The day after my birthday last year, my very-much-loved 17 year-old cat, Calypso, succumbed to kidney failure and had to be put to sleep. I’d gotten her, my first-ever cat, just a few months after I moved out on my own as a young adult, and home didn’t feel like home without her. My remaining cat, Tiki, was thirteen years old and had never been alone, either. No matter how much we cuddled, we both felt lost.

One night, so sad I hardly knew what to do with myself, I logged into Petfinder to look at pictures of kittens. Seeing so many images of adorable kittens, all without owners, made me remember the first night I’d brought Calypso home, when she spun around the apartment like a tiny black bouncing ball and then collapsed at my feet while I was doing dishes. Somehow, looking at all the kittens, I began to feel a little better. I became captivated by the photo of a calico kitten and her brother, who had been rescued by Homeward Trails from a high-kill shelter and were now in a foster home. Tiki needed a friend; and “Mango’s kittens” needed a new home. No matter how much I was grieving for Calypso, it seemed selfish to wait till I healed to adopt.

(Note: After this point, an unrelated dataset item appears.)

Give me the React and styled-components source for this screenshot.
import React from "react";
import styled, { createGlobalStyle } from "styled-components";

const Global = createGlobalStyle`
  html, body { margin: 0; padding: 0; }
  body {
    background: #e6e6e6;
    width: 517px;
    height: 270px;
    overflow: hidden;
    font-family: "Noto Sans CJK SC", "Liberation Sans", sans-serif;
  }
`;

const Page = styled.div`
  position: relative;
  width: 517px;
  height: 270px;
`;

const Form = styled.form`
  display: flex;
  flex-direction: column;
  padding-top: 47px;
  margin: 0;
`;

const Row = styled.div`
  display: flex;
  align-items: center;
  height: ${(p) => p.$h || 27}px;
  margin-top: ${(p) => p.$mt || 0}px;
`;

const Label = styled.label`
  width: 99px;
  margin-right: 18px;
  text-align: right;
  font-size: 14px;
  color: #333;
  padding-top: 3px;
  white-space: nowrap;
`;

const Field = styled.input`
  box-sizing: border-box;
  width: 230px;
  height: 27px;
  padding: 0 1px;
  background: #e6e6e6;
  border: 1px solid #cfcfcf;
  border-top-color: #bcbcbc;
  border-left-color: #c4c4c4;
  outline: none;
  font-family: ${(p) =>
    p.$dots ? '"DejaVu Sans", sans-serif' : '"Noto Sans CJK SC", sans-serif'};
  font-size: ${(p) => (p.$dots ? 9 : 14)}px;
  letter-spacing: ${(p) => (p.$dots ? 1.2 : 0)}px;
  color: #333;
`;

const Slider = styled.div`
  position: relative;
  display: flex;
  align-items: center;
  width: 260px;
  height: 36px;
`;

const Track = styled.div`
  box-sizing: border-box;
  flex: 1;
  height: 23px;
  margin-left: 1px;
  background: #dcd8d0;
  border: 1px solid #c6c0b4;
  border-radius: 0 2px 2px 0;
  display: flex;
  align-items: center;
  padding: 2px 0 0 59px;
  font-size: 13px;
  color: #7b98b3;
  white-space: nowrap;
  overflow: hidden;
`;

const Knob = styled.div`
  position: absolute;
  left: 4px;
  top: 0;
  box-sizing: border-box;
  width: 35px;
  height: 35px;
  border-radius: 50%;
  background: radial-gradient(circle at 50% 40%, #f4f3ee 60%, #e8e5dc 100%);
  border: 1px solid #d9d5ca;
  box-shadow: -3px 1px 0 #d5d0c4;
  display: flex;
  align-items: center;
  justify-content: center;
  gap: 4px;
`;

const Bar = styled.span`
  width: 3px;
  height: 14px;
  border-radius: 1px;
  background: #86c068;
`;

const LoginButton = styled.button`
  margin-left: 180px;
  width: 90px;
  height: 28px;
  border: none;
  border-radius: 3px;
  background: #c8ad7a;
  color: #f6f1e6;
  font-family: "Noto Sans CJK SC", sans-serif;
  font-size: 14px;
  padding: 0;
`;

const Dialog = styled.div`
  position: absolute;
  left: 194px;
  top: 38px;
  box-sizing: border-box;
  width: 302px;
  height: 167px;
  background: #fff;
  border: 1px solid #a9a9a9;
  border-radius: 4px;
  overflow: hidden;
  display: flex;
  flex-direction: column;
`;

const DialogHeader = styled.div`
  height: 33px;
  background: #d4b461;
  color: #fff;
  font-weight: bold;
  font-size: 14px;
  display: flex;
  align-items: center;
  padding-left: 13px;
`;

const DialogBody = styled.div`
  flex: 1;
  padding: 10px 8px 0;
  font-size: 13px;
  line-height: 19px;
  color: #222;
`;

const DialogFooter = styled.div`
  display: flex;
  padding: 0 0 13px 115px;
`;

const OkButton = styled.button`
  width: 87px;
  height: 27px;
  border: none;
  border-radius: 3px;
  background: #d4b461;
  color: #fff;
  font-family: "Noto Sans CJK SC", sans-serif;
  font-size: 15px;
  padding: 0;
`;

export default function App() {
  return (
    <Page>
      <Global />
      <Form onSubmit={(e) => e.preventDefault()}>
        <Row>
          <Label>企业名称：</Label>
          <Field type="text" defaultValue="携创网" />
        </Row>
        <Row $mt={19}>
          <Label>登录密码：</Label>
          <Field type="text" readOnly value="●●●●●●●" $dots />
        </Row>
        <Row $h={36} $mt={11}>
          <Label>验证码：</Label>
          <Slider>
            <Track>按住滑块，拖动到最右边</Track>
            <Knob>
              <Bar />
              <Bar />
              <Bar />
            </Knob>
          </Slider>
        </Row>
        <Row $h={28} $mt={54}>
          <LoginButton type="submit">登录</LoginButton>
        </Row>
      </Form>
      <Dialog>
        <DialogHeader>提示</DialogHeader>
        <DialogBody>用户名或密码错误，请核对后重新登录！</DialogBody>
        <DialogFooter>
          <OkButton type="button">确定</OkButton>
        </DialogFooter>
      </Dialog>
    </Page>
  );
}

The first time all three napped together

The first time all three napped together

Tiki was healthy and strong for his age, but I knew a pair of kittens would be best for him because they could play with each other when he wanted to be left alone. When I went to visit the calico and her brother, I can’t say it was love at first sight: the calico was busy playing with her foster friends, and Ziggy, her brother, ran up the stairs and hid from me at first. Nevertheless, I somehow couldn’t walk away. I played with the calico, and I picked up Ziggy. “I don’t think I’ve ever heard him purr,” his foster mom told me. I rubbed his ears, stroked under his chin, and pulled him close to my chest, and after a while felt a low rumble coming from his belly.

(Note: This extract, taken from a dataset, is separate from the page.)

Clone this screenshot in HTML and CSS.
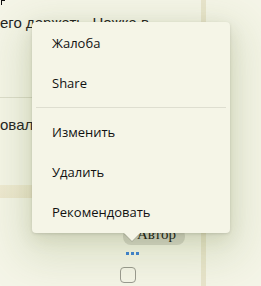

Needless to say, I took them home. I changed the calico’s name to Stardust, which turned out to be prescient when she grew a feather-duster plume of a tail. With the exception of a little hissing, the introductions went beautifully. Tiki’s eyes brightened and he followed the little ones around, hovering over all their antics. Within a few weeks, he was joining in their games and letting them sleep next to him; and within a few months, he and Stardust were play-wrestling and grooming each other. He’d never had that close a relationship with Calypso, and I’d never seen him so happy. Stardust’s joie-de-vivre and Ziggy’s sweetness – and their kitten acrobatics – were just what I needed to get through the painful first months without Calypso. This past summer, I was thrilled when the vet told us Tiki’s blood work was perfect and pronounced him in perfect health. Seeing him roughhouse with Stardust several times a day, I was so grateful he had found such happiness in his senior years that sometimes, watching them, I wept.

On Halloween morning a month ago, the cats had breakfast and had started chasing each other and wrestling as usual, when suddenly I heard loud breathing. Tiki was on his side, his lips blue – probably, I was told later, hidden heart failure he’d been masking. Before I could even finish my panicked call to the vet, he had died, Stardust anxiously sniffing his ears. I am told that for Tiki it would have been like suddenly disappearing while he was playing – and while he was still strong, beautiful, and powerful. For me, it has been harder. Losing two much-loved cats in less than a year, I don’t know what I would have done without Ziggy and Stardust. But there is nothing that happens at home now that is not interrupted and investigated by Stardust’s wet nose, and no sadness that can’t be salved by Ziggy’s gentle expression and now-rumbling purr. I miss Calypso and Tiki terribly, but not a day goes by that I’m not thankful for the two new friends I adopted to honor my love for my old ones.